Efficient Separation of Photoexcited Charge at Interface between Pure CeO(2) and Y(3+)-Doped CeO(2) with Heterogonous Doping Structure for Photocatalytic Overall Water Splitting

Enhancement of photoexcited charge separation in semiconductor photocatalysts is one of the important subjects to improve the efficiency of energy conversion for photocatalytic overall water splitting into H(2) and O(2). In this study, we report an efficient separation of photoexcited charge at the interface between non-doped pure CeO(2) and Y(3+)-doped CeO(2) phases on particle surfaces with heterogeneous doping structure. Neither non-doped pure CeO(2) and homogeneously Y(3+)-doped CeO(2) gave activities for photocatalytic H(2) and O(2) production under ultraviolet light irradiation, meaning that both single phases showed little activity. On the other hand, Y(3+)-heterogeneously doped CeO(2) of which the surface was composed of non-doped pure CeO(2), and Y(3+)-doped CeO(2) phases exhibited remarkable photocatalytic activities, indicating that the interfacial heterostructure between non-doped pure CeO(2) and Y(3+)-doped CeO(2) phases plays an important role for the activation process.
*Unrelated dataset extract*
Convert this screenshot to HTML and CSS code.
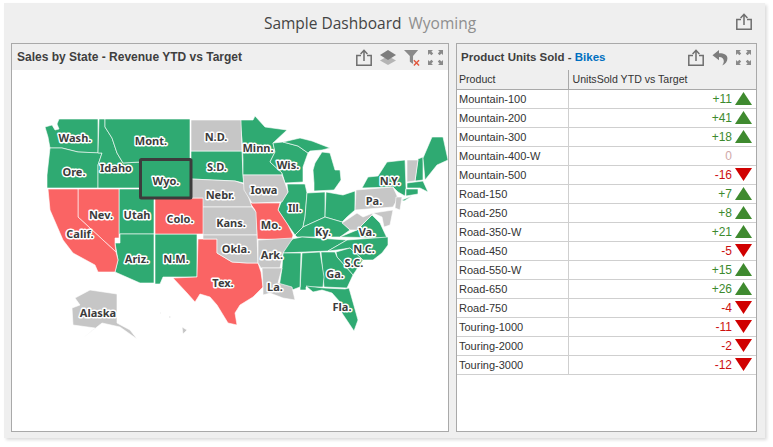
FILE: index.html
```html
<!DOCTYPE html>
<html lang="en">
<head>
<meta charset="utf-8">
<title>Sample Dashboard</title>
<link rel="stylesheet" href="styles.css">
</head>
<body>
<svg class="defs" width="0" height="0" aria-hidden="true">
  <symbol id="i-export" viewBox="0 0 16 17">
    <path d="M5 6.500H.8v9.700h14.400V6.500H11" fill="none" stroke="currentColor" stroke-width="1.500"/>
    <path d="M8 12V1.500M4.600 4.900 8 1.300l3.400 3.600" fill="none" stroke="currentColor" stroke-width="1.500"/>
  </symbol>
  <symbol id="i-expand" viewBox="0 0 15 15">
    <path d="M0 0h5L3.400 1.600 5.200 3.400 3.400 5.200 1.600 3.400 0 5zM15 0v5l-1.600-1.600-1.800 1.800-1.800-1.800 1.800-1.800L10 0zM0 15v-5l1.600 1.600 1.800-1.800 1.800 1.800-1.800 1.800L5 15zM15 15h-5l1.600-1.600-1.800-1.800 1.800-1.800 1.800 1.800L15 10z" fill="#8a8a8a"/>
  </symbol>
</svg>
<main class="dash">
  <header class="dash-head">
    <div class="dash-title">Sample Dashboard<span class="dash-sub">Wyoming</span></div>
    <svg class="ic ic-top"><use href="#i-export"/></svg>
  </header>
  <div class="panels">
    <section class="panel panel-map">
      <div class="panel-head">
        <h2 class="panel-title">Sales by State - Revenue YTD vs Target</h2>
        <div class="tools">
          <svg class="ic"><use href="#i-export"/></svg>
          <svg class="ic" viewBox="0 0 16 16"><path d="M8 6.500 16 11l-8 4.600L0 11z" fill="#b5b5b5"/><path d="M8 .6 16 5.500 8 10.400 0 5.500z" fill="#7d7d7d"/></svg>
          <svg class="ic" viewBox="0 0 17 17"><path d="M0 .5h15L9.600 7v8.500l-3.400-2.500V7z" fill="#8a8a8a"/><path d="m10.500 11.500 5.500 5.500m0-5.500L10.500 17" stroke="#e2583e" stroke-width="1.500"/></svg>
          <svg class="ic ic-exp"><use href="#i-expand"/></svg>
        </div>
      </div>
      <svg class="map" viewBox="12 70 436 361" role="img" aria-label="Map of US states">
        <g class="g">
          <polygon points="59,119 98,119 98,153 78,152 62,148 50,148 48,137 45,127 52,125 55,130 59,129 57,124"/>
          <polygon points="50,148 62,148 78,152 102,153 98,165 98,188 47,188 47,175"/>
          <polygon points="99,119 105,119 105,127 112,138 117,153 123,163 140,162 140,188 98,188 98,165 102,153 98,153"/>
          <polygon points="105,119 190,119 190,160 140,160 140,162 123,163 117,153 112,138 105,127"/>
          <polygon points="140,160 191,160 191,198 140,198"/>
          <polygon points="119,189 140,189 140,198 154,198 154,234 119,234"/>
          <polygon points="120,234 154,234 154,283 140,283 115,272 118,260 115,243 120,243"/>
          <polygon points="155,234 197,234 197,277 163,277 160,284 155,284"/>
          <polygon points="191,151 242,151 243,175 244,183 235,181 191,179"/>
          <polygon points="240,120 253,120 255,116 265,127 287,130 273,143 275,152 270,162 282,173 282,175 243,175 243,160 242,140"/>
          <polygon points="273,143 283,142 298,146 308,153 303,167 303,182 285,183 282,173 270,162 275,152"/>
          <polygon points="283,142 300,138 312,141 330,148 322,150 310,151 308,153 298,146"/>
          <polygon points="314,183 313,170 315,163 322,152 330,153 335,170 340,170 341,180 334,190 314,191"/>
          <polygon points="287,184 305,184 307,193 305,217 303,227 295,235 288,225 278,210 282,200 288,192"/>
          <polygon points="307,193 325,192 325,217 303,227 305,217"/>
          <polygon points="326,192 343,195 355,191 355,210 347,217 342,222 325,217"/>
          <polygon points="303,227 325,217 342,222 350,230 340,237 297,237 295,235"/>
          <polygon points="292,239 302,237 347,240 328,251 283,253 286,245"/>
          <polygon points="340,237 357,230 372,215 380,223 387,238"/>
          <polygon points="347,240 388,237 388,245 382,253 373,260 363,260 350,248 337,250 328,251"/>
          <polygon points="336,252 350,248 363,260 353,275 337,257"/>
          <polygon points="321,252 335,252 337,257 353,275 347,288 324,287"/>
          <polygon points="302,253 320,252 324,277 323,287 306,287 306,290 300,290"/>
          <polygon points="283,253 301,253 300,287 292,290 279,288 282,268"/>
          <polygon points="306,286 324,288 345,289 349,288 358,320 354,331 342,313 340,302 332,293 322,290 313,292"/>
          <polygon points="362,188 368,177 378,176 387,162 405,160 406,188 405,196 398,192 393,187"/>
          <polygon points="418,159 423,157 423,180 415,181"/>
          <polygon points="423,158 432,137 443,137 448,160 437,165 425,180"/>
          <polygon points="407,183 423,181 428,192 420,188 407,188"/>
          <polygon points="406,189 418,189 418,194 406,196"/>
          <polygon points="402,200 412,196 404,201"/>
        </g>
        <g class="r">
          <polygon points="78,189 119,189 119,238 115,238 115,244 116,252 78,217"/>
          <polygon points="48,189 78,189 78,217 116,252 118,260 115,272 98,272 95,265 73,253 63,240 50,210"/>
          <polygon points="155,198 204,198 204,234 155,234"/>
          <polygon points="198,239 217,239 217,253 232,262 247,263 258,263 261,272 263,287 253,297 240,305 235,313 237,325 228,323 217,305 210,297 200,294 195,302 187,293 173,278 197,277"/>
          <polygon points="250,203 280,203 278,210 288,225 293,235 292,240 257,239 257,235 255,210"/>
        </g>
        <g class="s">
          <polygon points="191,120 241,120 242,151 191,151"/>
          <polygon points="191,179 235,181 244,184 252,207 203,207 203,198 191,198"/>
          <polygon points="243,175 282,175 285,183 288,192 282,202 252,203 244,190"/>
          <polygon points="203,207 252,207 256,212 257,235 203,235"/>
          <polygon points="203,235 257,235 258,263 247,263 232,262 217,253 217,239 203,239"/>
          <polygon points="258,240 293,238 283,253 280,268 261,268 258,263"/>
          <polygon points="262,268 282,268 278,283 292,287 295,300 283,298 270,293 263,295 263,287"/>
          <polygon points="356,190 393,187 398,198 393,207 355,210"/>
          <polygon points="396,197 402,197 400,210 395,208"/>
          <polygon points="342,223 357,213 363,217 373,213 372,215 357,230 350,230"/>
          <polygon points="373,213 393,210 390,225 384,227 382,217"/>
          <polygon points="407,160 418,160 415,181 407,182"/>
          <polygon points="75,298 90,290 117,294 117,323 130,330 137,339 120,327 102,323 83,338 95,328 73,325 72,308 80,305"/>
          <polygon points="182,327 187,330 183,334"/>
          <polygon points="160,312 161,313 160,314"/>
          <polygon points="169,316 171,317 169,318"/>
        </g>
        <rect class="sel" x="140.500" y="159.500" width="50.500" height="38.500" rx="1"/>
        <g class="lbl">
          <text x="75" y="142">Wash.</text><text x="151" y="145">Mont.</text><text x="216" y="141">N.D.</text>
          <text x="258" y="152">Minn.</text><text x="74" y="176">Ore.</text><text x="116" y="172">Idaho</text>
          <text x="166" y="185">Wyo.</text><text x="217" y="171">S.D.</text><text x="288" y="169">Wis.</text>
          <text x="390" y="185">N.Y.</text><text x="264" y="194">Iowa</text><text x="220" y="199">Nebr.</text>
          <text x="374" y="205">Pa.</text><text x="101" y="219">Nev.</text><text x="137" y="219">Utah</text>
          <text x="180" y="223">Colo.</text><text x="231" y="227">Kans.</text><text x="295" y="212">Ill.</text>
          <text x="271" y="229">Mo.</text><text x="323" y="236">Ky.</text><text x="367" y="236">Va.</text>
          <text x="80" y="238">Calif.</text><text x="364" y="253">N.C.</text><text x="236" y="253">Okla.</text>
          <text x="272" y="259">Ark.</text><text x="354" y="267">S.C.</text><text x="137" y="263">Ariz.</text>
          <text x="176" y="263">N.M.</text><text x="335" y="278">Ga.</text><text x="223" y="287">Tex.</text>
          <text x="275" y="291">La.</text><text x="342" y="311">Fla.</text><text x="98" y="317">Alaska</text>
        </g>
      </svg>
    </section>
    <section class="panel panel-grid">
      <div class="panel-head">
        <h2 class="panel-title">Product Units Sold - <span class="accent">Bikes</span></h2>
        <div class="tools">
          <svg class="ic"><use href="#i-export"/></svg>
          <svg class="ic" viewBox="0 0 15 17"><path d="M6.500 1 0 6.300l6.500 5V8c3.200 0 5 1.800 4.800 4.500-.1 1.500-.8 3-1.800 4 3.600-1.200 5.500-4 5.400-7.200C14.800 5.800 11.500 4.200 6.500 4.300z" fill="#7d7d7d"/></svg>
          <svg class="ic ic-exp"><use href="#i-expand"/></svg>
        </div>
      </div>
      <table class="grid">
        <thead><tr><th>Product</th><th>UnitsSold YTD vs Target</th></tr></thead>
        <tbody>
          <tr><td>Mountain-100</td><td class="v pos">+11<i class="up"></i></td></tr>
          <tr><td>Mountain-200</td><td class="v pos">+41<i class="up"></i></td></tr>
          <tr><td>Mountain-300</td><td class="v pos">+18<i class="up"></i></td></tr>
          <tr><td>Mountain-400-W</td><td class="v zero">0<i class="none"></i></td></tr>
          <tr><td>Mountain-500</td><td class="v neg">-16<i class="down"></i></td></tr>
          <tr><td>Road-150</td><td class="v pos">+7<i class="up"></i></td></tr>
          <tr><td>Road-250</td><td class="v pos">+8<i class="up"></i></td></tr>
          <tr><td>Road-350-W</td><td class="v pos">+21<i class="up"></i></td></tr>
          <tr><td>Road-450</td><td class="v neg">-5<i class="down"></i></td></tr>
          <tr><td>Road-550-W</td><td class="v pos">+15<i class="up"></i></td></tr>
          <tr><td>Road-650</td><td class="v pos">+26<i class="up"></i></td></tr>
          <tr><td>Road-750</td><td class="v neg">-4<i class="down"></i></td></tr>
          <tr><td>Touring-1000</td><td class="v neg">-11<i class="down"></i></td></tr>
          <tr><td>Touring-2000</td><td class="v neg">-2<i class="down"></i></td></tr>
          <tr><td>Touring-3000</td><td class="v neg">-12<i class="down"></i></td></tr>
        </tbody>
      </table>
    </section>
  </div>
</main>
</body>
</html>
```
FILE: styles.css
```css
* { box-sizing: border-box; }
html, body { margin: 0; padding: 0; background: #fff; }
body { width: 773px; height: 447px; overflow: hidden; padding: 3px 0 0 4px; font-family: "Liberation Sans", Arial, sans-serif; }
.defs { position: absolute; }
.dash { width: 761px; height: 435px; background: #efefef; box-shadow: 2px 2px 3px #dcdcdc; padding: 0 8px 6px 7px; display: flex; flex-direction: column; }
.dash-head { height: 40px; flex: none; display: flex; align-items: center; justify-content: center; position: relative; padding-right: 28px; }
.dash-title { font-family: "Open Sans", sans-serif; font-size: 15.500px; color: #444; }
.dash-sub { color: #8e8e8e; margin-left: 7px; }
.ic { width: 16px; height: 17px; color: #6e6e6e; display: block; flex: none; }
.ic-top { position: absolute; right: 5px; top: 10px; }
.ic-exp { width: 15px; height: 15px; }
.panels { flex: 1; display: flex; gap: 7px; min-height: 0; }
.panel { border: 1px solid #a9a9a9; background: #fff; display: flex; flex-direction: column; }
.panel-map { width: 438px; }
.panel-grid { width: 301px; }
.panel-head { height: 26px; flex: none; background: #efefef; display: flex; align-items: center; justify-content: space-between; padding: 0 5px 0 5px; }
.panel-grid .panel-head { padding-left: 4px; }
.panel-title { margin: 0; font-family: "Liberation Sans", sans-serif; font-size: 12px; font-weight: 700; color: #3f3f3f; white-space: nowrap; }
.panel-grid .panel-title { font-size: 11.500px; }
.accent { color: #0070c0; }
.tools { display: flex; align-items: center; gap: 8px; }
.map { display: block; width: 436px; height: 361px; }
.g polygon { fill: #2faa72; stroke: #fff; stroke-width: .6; }
.r polygon { fill: #fa6464; stroke: #fff; stroke-width: .6; }
.s polygon { fill: #c6c6c6; stroke: #fff; stroke-width: .6; }
.sel { fill: none; stroke: #3c3c3c; stroke-width: 3; }
.lbl text { font-family: "Noto Sans", sans-serif; font-size: 11px; font-weight: 700; fill: #3c3c3c; stroke: #fff; stroke-width: 3px; stroke-linejoin: round; paint-order: stroke; text-anchor: middle; }
.grid { width: 100%; border-collapse: collapse; table-layout: fixed; font-size: 11px; color: #333; }
.grid th { height: 19px; background: #efefef; font-weight: 400; text-align: left; padding: 0 3px 1px 2px; border-bottom: 1px solid #a9a9a9; font-size: 10.600px; }
.grid th:first-child { width: 111px; border-right: 1px solid #a9a9a9; }
.grid th + th { padding-left: 4px; }
.grid td { height: 19px; padding: 0 3px 0 2px; border-bottom: 1px solid #cfcfcf; }
.grid td:first-child { border-right: 1px solid #cfcfcf; }
.v { text-align: right; }
.grid td.v { padding: 1px 4px 0 0; font-size: 12px; }
.pos { color: #3c8a2e; }
.neg { color: #cc1010; }
.zero { color: #d0a8a8; }
.up, .down, .none { display: inline-block; width: 17px; height: 13px; margin-left: 3px; vertical-align: -2px; }
.up { background: #3f8a2f; clip-path: polygon(50% 0, 100% 100%, 0 100%); }
.down { background: #d00000; clip-path: polygon(0 0, 100% 0, 50% 100%); }
```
The role of the interface between two different phases for activated expression was investigated by selective photo-reduction and oxidation deposition techniques of metal ion, resulting that the interface between two phases become an efficient separation site of photoexcited charge. Electronic band structures of both phases were investigated by the spectroscopic method, and then a mechanism of charge separation is discussed.